Federal List of Extremist Materials (, Federal'nyy spisok ekstremistskikh matyerialov) is a list of works that are banned in Russian Federation, primarily based on the Russian Internet Restriction Bill. It is compiled by the Ministry of Justice of the Russian Federation. Producing, storing or distributing (including spreading via the Internet, quoting in non-academic sources, and other forms of public information, considered to be a "distribution") the materials on the list is an offense in Russia.
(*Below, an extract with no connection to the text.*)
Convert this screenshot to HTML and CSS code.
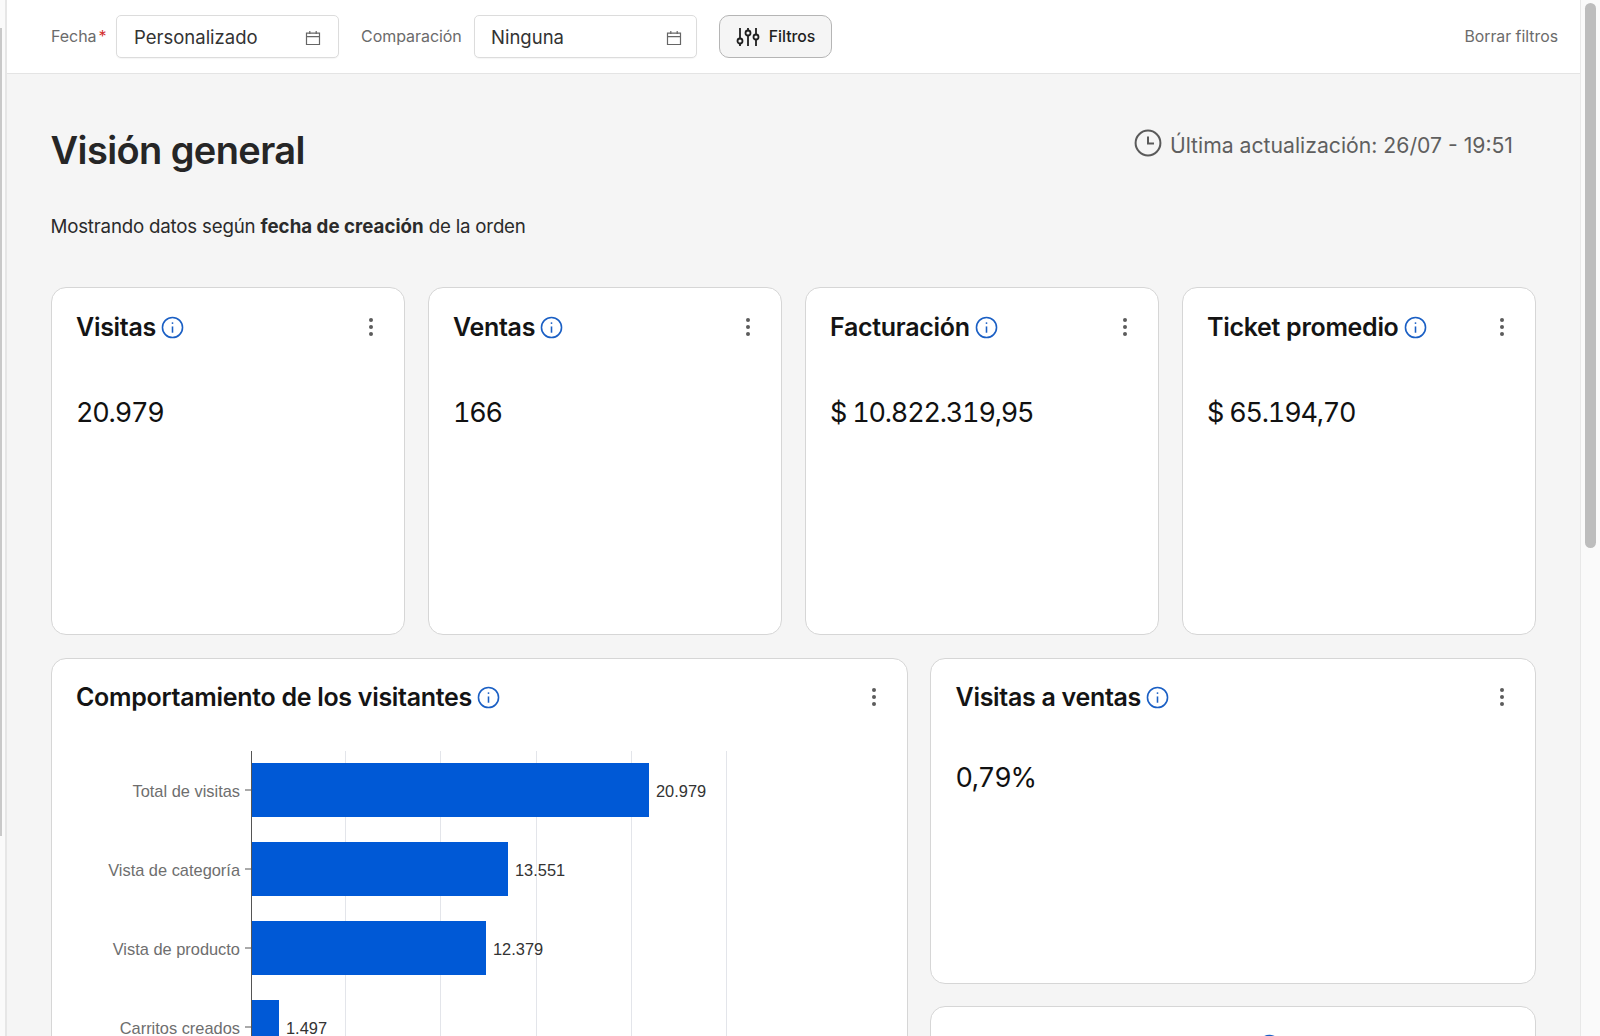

As of October 20, 2020, this list includes 5114 items. 106 items are already excluded from the list (although their numbers remained in the list).

The list includes publications and websites that criticize Russian authorities, such as the book FSB blows Russia up by Yuri Felshtinsky and Alexander Litvinenko (№ 2791), certain publications by Muslim theologians and Jehovah's Witnesses (№ 2904), certain antisemitic materials, the Navalny video, songs, video files, brochures and websites.

In 2012 scientology books by L. Ron Hubbard were added to the list (№ 1171, 1172, 1173).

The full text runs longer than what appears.